### GOAL
Both the line containing "Recreate this image" and the line containing "</body></html>" belong in the copy, as do all lines between them, copied exactly; pictures do not.
**** INPUT FOR THIS TASK
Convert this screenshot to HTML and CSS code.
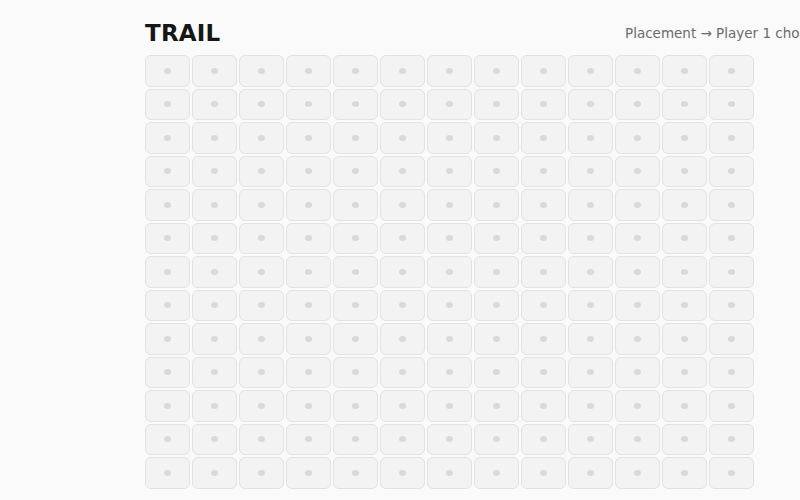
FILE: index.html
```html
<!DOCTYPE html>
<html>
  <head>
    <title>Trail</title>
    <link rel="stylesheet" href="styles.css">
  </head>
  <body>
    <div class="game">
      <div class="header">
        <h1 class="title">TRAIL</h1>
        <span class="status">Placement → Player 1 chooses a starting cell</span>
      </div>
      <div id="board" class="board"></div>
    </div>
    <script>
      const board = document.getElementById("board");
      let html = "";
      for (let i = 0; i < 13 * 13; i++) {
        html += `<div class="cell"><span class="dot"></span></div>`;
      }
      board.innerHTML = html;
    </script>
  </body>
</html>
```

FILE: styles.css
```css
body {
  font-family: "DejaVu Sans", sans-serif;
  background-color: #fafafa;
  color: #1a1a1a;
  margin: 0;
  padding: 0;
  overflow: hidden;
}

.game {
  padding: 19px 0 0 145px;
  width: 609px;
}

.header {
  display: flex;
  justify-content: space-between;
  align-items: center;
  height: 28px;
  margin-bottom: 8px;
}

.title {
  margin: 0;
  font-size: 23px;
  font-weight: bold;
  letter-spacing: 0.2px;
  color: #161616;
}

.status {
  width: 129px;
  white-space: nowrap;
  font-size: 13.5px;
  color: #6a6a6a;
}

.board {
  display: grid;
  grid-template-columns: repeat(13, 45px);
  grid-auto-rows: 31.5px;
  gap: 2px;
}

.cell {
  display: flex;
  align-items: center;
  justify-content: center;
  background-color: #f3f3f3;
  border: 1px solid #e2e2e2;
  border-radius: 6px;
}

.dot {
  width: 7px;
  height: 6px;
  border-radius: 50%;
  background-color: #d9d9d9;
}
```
********
**** INPUT FOR THIS TASK
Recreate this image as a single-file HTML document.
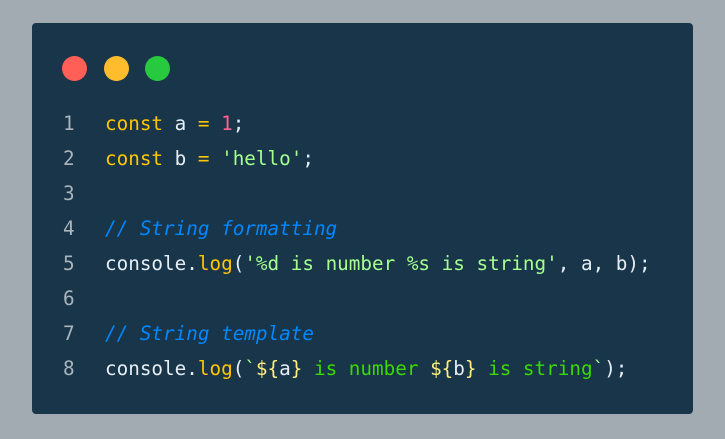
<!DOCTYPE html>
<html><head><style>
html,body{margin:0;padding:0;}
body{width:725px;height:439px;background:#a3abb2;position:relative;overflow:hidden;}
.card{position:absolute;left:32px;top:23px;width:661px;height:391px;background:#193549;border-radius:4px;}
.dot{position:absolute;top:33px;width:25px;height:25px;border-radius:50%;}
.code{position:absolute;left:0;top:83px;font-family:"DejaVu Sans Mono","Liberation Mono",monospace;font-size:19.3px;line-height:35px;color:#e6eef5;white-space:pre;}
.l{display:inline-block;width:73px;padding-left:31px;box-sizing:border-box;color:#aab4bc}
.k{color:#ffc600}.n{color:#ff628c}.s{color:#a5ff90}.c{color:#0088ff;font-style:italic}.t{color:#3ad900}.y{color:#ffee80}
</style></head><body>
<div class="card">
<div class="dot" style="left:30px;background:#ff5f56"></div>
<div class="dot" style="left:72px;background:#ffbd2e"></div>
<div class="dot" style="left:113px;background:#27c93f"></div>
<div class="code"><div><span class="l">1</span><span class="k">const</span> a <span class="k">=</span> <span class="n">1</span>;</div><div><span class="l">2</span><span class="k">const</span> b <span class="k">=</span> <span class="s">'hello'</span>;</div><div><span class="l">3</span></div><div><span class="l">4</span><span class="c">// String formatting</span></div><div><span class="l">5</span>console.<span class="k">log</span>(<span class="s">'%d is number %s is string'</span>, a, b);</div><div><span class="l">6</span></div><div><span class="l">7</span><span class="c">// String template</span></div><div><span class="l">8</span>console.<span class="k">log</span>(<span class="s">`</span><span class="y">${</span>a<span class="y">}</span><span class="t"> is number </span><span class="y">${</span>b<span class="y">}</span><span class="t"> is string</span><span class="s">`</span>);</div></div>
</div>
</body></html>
********
### PROBLEM SOLUTION
Recreate this image as a single-file HTML document.
<!DOCTYPE html>
<html><head><style>
html,body{margin:0;padding:0;}
body{width:725px;height:439px;background:#a3abb2;position:relative;overflow:hidden;}
.card{position:absolute;left:32px;top:23px;width:661px;height:391px;background:#193549;border-radius:4px;}
.dot{position:absolute;top:33px;width:25px;height:25px;border-radius:50%;}
.code{position:absolute;left:0;top:83px;font-family:"DejaVu Sans Mono","Liberation Mono",monospace;font-size:19.3px;line-height:35px;color:#e6eef5;white-space:pre;}
.l{display:inline-block;width:73px;padding-left:31px;box-sizing:border-box;color:#aab4bc}
.k{color:#ffc600}.n{color:#ff628c}.s{color:#a5ff90}.c{color:#0088ff;font-style:italic}.t{color:#3ad900}.y{color:#ffee80}
</style></head><body>
<div class="card">
<div class="dot" style="left:30px;background:#ff5f56"></div>
<div class="dot" style="left:72px;background:#ffbd2e"></div>
<div class="dot" style="left:113px;background:#27c93f"></div>
<div class="code"><div><span class="l">1</span><span class="k">const</span> a <span class="k">=</span> <span class="n">1</span>;</div><div><span class="l">2</span><span class="k">const</span> b <span class="k">=</span> <span class="s">'hello'</span>;</div><div><span class="l">3</span></div><div><span class="l">4</span><span class="c">// String formatting</span></div><div><span class="l">5</span>console.<span class="k">log</span>(<span class="s">'%d is number %s is string'</span>, a, b);</div><div><span class="l">6</span></div><div><span class="l">7</span><span class="c">// String template</span></div><div><span class="l">8</span>console.<span class="k">log</span>(<span class="s">`</span><span class="y">${</span>a<span class="y">}</span><span class="t"> is number </span><span class="y">${</span>b<span class="y">}</span><span class="t"> is string</span><span class="s">`</span>);</div></div>
</div>
</body></html>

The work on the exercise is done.